How to fix this AttributeError?
There are one or two issues with the code you posted (mainly to do with initializing the HTMLParser
properly).
Try running this amended version of your script:
from HTMLParser import HTMLParser
class MLStripper(HTMLParser):
def __init__(self):
# initialize the base class
HTMLParser.__init__(self)
def read(self, data):
# clear the current output before re-use
self._lines = []
# re-set the parser's state before re-use
self.reset()
self.feed(data)
return ''.join(self._lines)
def handle_data(self, d):
self._lines.append(d)
def strip_tags(html):
s = MLStripper()
return s.read(html)
html = """Python's <code>easy_install</code>
makes installing new packages extremely convenient.

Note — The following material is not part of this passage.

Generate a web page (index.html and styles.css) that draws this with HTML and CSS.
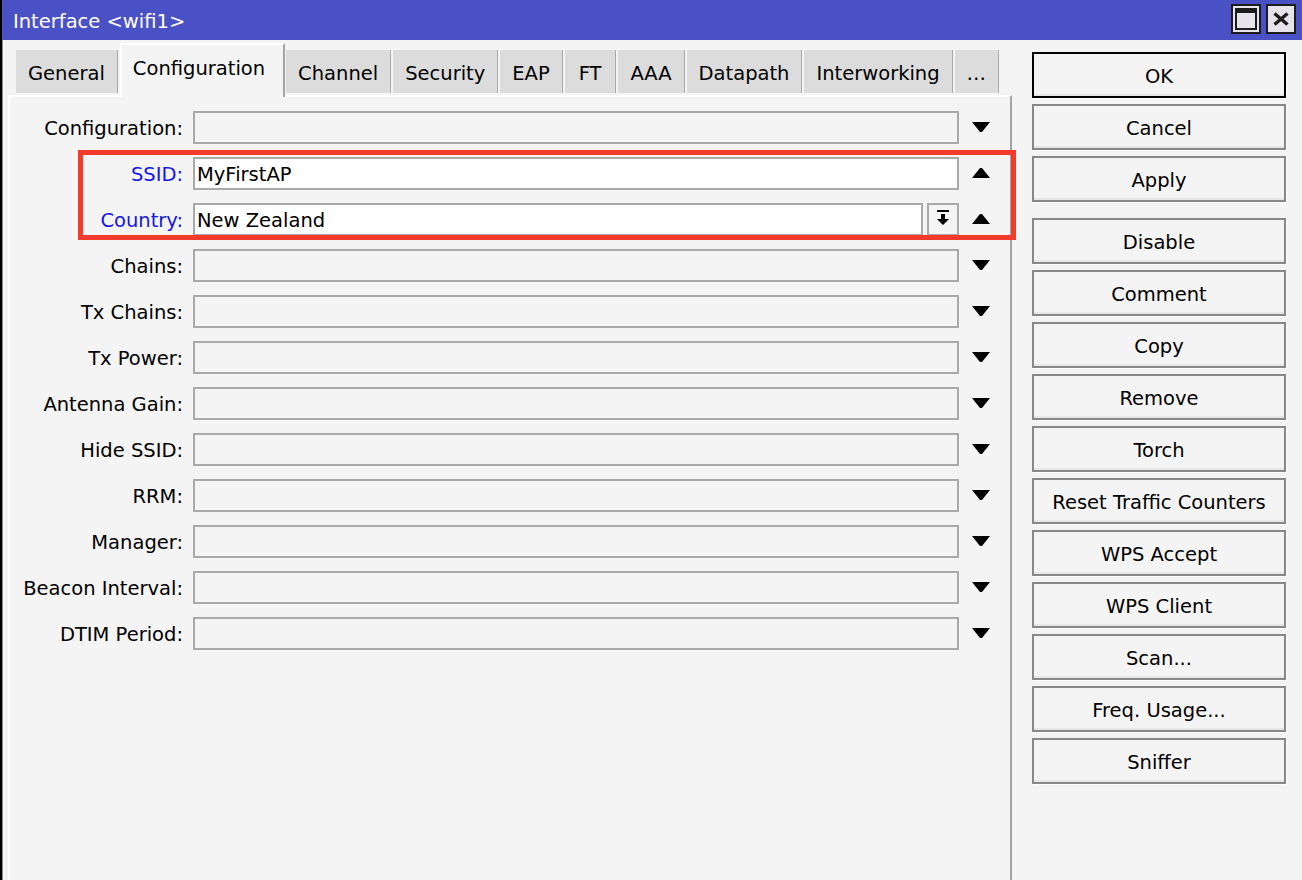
FILE: index.html
```html
<!DOCTYPE html>
<html>
<head>
<meta charset="utf-8">
<title>Interface &lt;wifi1&gt;</title>
<link rel="stylesheet" href="styles.css">
</head>
<body>
<div class="window">
  <div class="titlebar">
    <span class="title">Interface &lt;wifi1&gt;</span>
    <div class="winbtns">
      <span class="winbtn"><svg width="22" height="22" viewBox="0 0 22 22"><rect x="1" y="1" width="20" height="20" fill="none" stroke="#1c1c1c" stroke-width="2"/><rect x="1" y="1" width="20" height="4" fill="#1c1c1c"/></svg></span>
      <span class="winbtn"><svg width="16" height="14" viewBox="0 0 16 14"><path d="M1.5 1.5L14.5 12.5M14.5 1.5L1.5 12.5" stroke="#1c1c1c" stroke-width="3.4" fill="none"/></svg></span>
    </div>
  </div>
  <div class="main">
    <div class="left">
      <div class="tabs">
        <div class="tab">General</div>
        <div class="tab active">Configuration</div>
        <div class="tab">Channel</div>
        <div class="tab">Security</div>
        <div class="tab">EAP</div>
        <div class="tab narrow">FT</div>
        <div class="tab">AAA</div>
        <div class="tab">Datapath</div>
        <div class="tab">Interworking</div>
        <div class="tab">…</div>
      </div>
      <div class="panel">
        <div class="row">
          <label>Configuration:</label>
          <div class="field"></div>
          <span class="arrowcell"><svg width="18" height="10" viewBox="0 0 18 10"><path d="M0 0H18L10 10H8Z"/></svg></span>
        </div>
        <div class="row">
          <label class="blue">SSID:</label>
          <div class="field filled">MyFirstAP</div>
          <span class="arrowcell"><svg width="18" height="10" viewBox="0 0 18 10"><path d="M0 10H18L10 0H8Z"/></svg></span>
        </div>
        <div class="row">
          <label class="blue">Country:</label>
          <div class="combo">
            <div class="field filled">New Zealand</div>
            <span class="dropbtn"><svg width="14" height="18" viewBox="0 0 14 18"><rect x="1" y="0" width="12" height="2"/><path d="M5 4H9V9H13L7 15L1 9H5Z"/></svg></span>
          </div>
          <span class="arrowcell"><svg width="18" height="10" viewBox="0 0 18 10"><path d="M0 10H18L10 0H8Z"/></svg></span>
        </div>
        <div class="row">
          <label>Chains:</label>
          <div class="field"></div>
          <span class="arrowcell"><svg width="18" height="10" viewBox="0 0 18 10"><path d="M0 0H18L10 10H8Z"/></svg></span>
        </div>
        <div class="row">
          <label>Tx Chains:</label>
          <div class="field"></div>
          <span class="arrowcell"><svg width="18" height="10" viewBox="0 0 18 10"><path d="M0 0H18L10 10H8Z"/></svg></span>
        </div>
        <div class="row">
          <label>Tx Power:</label>
          <div class="field"></div>
          <span class="arrowcell"><svg width="18" height="10" viewBox="0 0 18 10"><path d="M0 0H18L10 10H8Z"/></svg></span>
        </div>
        <div class="row">
          <label>Antenna Gain:</label>
          <div class="field"></div>
          <span class="arrowcell"><svg width="18" height="10" viewBox="0 0 18 10"><path d="M0 0H18L10 10H8Z"/></svg></span>
        </div>
        <div class="row">
          <label>Hide SSID:</label>
          <div class="field"></div>
          <span class="arrowcell"><svg width="18" height="10" viewBox="0 0 18 10"><path d="M0 0H18L10 10H8Z"/></svg></span>
        </div>
        <div class="row">
          <label>RRM:</label>
          <div class="field"></div>
          <span class="arrowcell"><svg width="18" height="10" viewBox="0 0 18 10"><path d="M0 0H18L10 10H8Z"/></svg></span>
        </div>
        <div class="row">
          <label>Manager:</label>
          <div class="field"></div>
          <span class="arrowcell"><svg width="18" height="10" viewBox="0 0 18 10"><path d="M0 0H18L10 10H8Z"/></svg></span>
        </div>
        <div class="row">
          <label>Beacon Interval:</label>
          <div class="field"></div>
          <span class="arrowcell"><svg width="18" height="10" viewBox="0 0 18 10"><path d="M0 0H18L10 10H8Z"/></svg></span>
        </div>
        <div class="row">
          <label>DTIM Period:</label>
          <div class="field"></div>
          <span class="arrowcell"><svg width="18" height="10" viewBox="0 0 18 10"><path d="M0 0H18L10 10H8Z"/></svg></span>
        </div>
        <div class="highlight"></div>
      </div>
    </div>
    <div class="actions">
      <div class="btn default">OK</div>
      <div class="btn">Cancel</div>
      <div class="btn">Apply</div>
      <div class="btn sep">Disable</div>
      <div class="btn">Comment</div>
      <div class="btn">Copy</div>
      <div class="btn">Remove</div>
      <div class="btn">Torch</div>
      <div class="btn">Reset Traffic Counters</div>
      <div class="btn">WPS Accept</div>
      <div class="btn">WPS Client</div>
      <div class="btn">Scan...</div>
      <div class="btn">Freq. Usage...</div>
      <div class="btn">Sniffer</div>
    </div>
  </div>
</div>
</body>
</html>
```

FILE: styles.css
```css
* { box-sizing: border-box; }
html, body { margin: 0; height: 100%; }
body {
  background: #f4f4f4;
  font-family: "DejaVu Sans", "Liberation Sans", sans-serif;
  font-size: 19.5px;
  color: #000;
  overflow: hidden;
}
.window {
  height: 880px;
  border-left: 2px solid #000;
  box-shadow: inset 1px 0 0 #8c8c8c;
  display: flex;
  flex-direction: column;
}
.titlebar {
  height: 40px;
  flex: none;
  background: #4a51c5;
  color: #fff;
  display: flex;
  align-items: center;
  justify-content: space-between;
  padding: 0 6px 0 11px;
}
.title { padding-top: 3px; }
.winbtns {
  display: flex;
  gap: 5px;
  align-self: flex-start;
  margin-top: 4px;
}
.winbtn {
  width: 30px;
  height: 30px;
  border: 2px solid #1c1c1c;
  background: #e7e3ea;
  display: flex;
  align-items: center;
  justify-content: center;
}
.main { flex: 1; display: flex; }
.left {
  width: 1010px;
  display: flex;
  flex-direction: column;
}
.tabs {
  height: 55px;
  flex: none;
  display: flex;
  align-items: flex-end;
  padding-left: 14px;
}
.tab {
  height: 43px;
  margin-bottom: 2px;
  margin-right: 2px;
  background: #dcdcdc;
  border-right: 1px solid #a9a9a9;
  padding: 3px 12px 0;
  display: flex;
  align-items: center;
  white-space: nowrap;
}
.tab.narrow { padding: 3px 14px 0; }
.tab.active {
  height: 54px;
  margin-bottom: -2px;
  margin-right: 1px;
  background: #f4f4f4;
  border-top: 2px solid #fff;
  border-left: 2px solid #fff;
  border-right: 2px solid #a3a3a3;
  padding: 0 18px 5px 11px;
  position: relative;
  z-index: 1;
}
.panel {
  flex: 1;
  margin-left: 6px;
  width: 1004px;
  border-top: 2px solid #fff;
  border-left: 2px solid #fff;
  border-right: 2px solid #a3a3a3;
  padding-top: 7px;
  position: relative;
}
.row {
  display: flex;
  align-items: center;
  height: 46px;
}
.row label {
  width: 173px;
  margin-right: 10px;
  text-align: right;
  white-space: nowrap;
  padding-top: 2px;
}
.row label.blue { color: #1616e8; }
.field {
  width: 766px;
  height: 33px;
  border: 2px solid #a9a9a9;
  background: #f4f4f4;
  padding: 2px 0 0 2px;
  display: flex;
  align-items: center;
  white-space: nowrap;
}
.field.filled { background: #fff; }
.combo {
  width: 766px;
  display: flex;
  gap: 4px;
}
.combo .field { flex: 1; width: auto; }
.dropbtn {
  width: 32px;
  height: 33px;
  border: 2px solid #a9a9a9;
  background: #f4f4f4;
  display: flex;
  align-items: center;
  justify-content: center;
}
.arrowcell {
  width: 44px;
  display: flex;
  justify-content: center;
}
.highlight {
  position: absolute;
  left: 68px;
  top: 53px;
  width: 938px;
  height: 90px;
  border: 5px solid #f33b2d;
}
.actions {
  margin-left: 20px;
  width: 254px;
  padding-top: 12px;
  display: flex;
  flex-direction: column;
  gap: 6px;
}
.btn {
  height: 46px;
  border: 2px solid #878787;
  background: #f4f4f4;
  display: flex;
  align-items: center;
  justify-content: center;
  white-space: nowrap;
  padding-top: 2px;
  box-shadow: inset 0 -2px 0 #e6e6e6, 1px 1px 0 #fff;
}
.btn.default { border-color: #000; }
.btn.sep { margin-top: 10px; }
```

However, as far as I can tell, it doesn't implement
the other common features of a dependency manager -
listing and removing installed packages."""
print strip_tags(html)
You need to call the init in superclass HTMLParser.
you can also do it by using
class MLStripper(HTMLParser):
def __init__(self):
super(MLStripper, self).__init__()
set()
self.fed = []
This error also appears if you override the reset method in HTMLParser class.
In my case I had added a method named reset for some other functionality and discovered that while Python does not tell you there is a problem with doing this (nor was there any indication I was overriding anything), it breaks the HTMLParser class.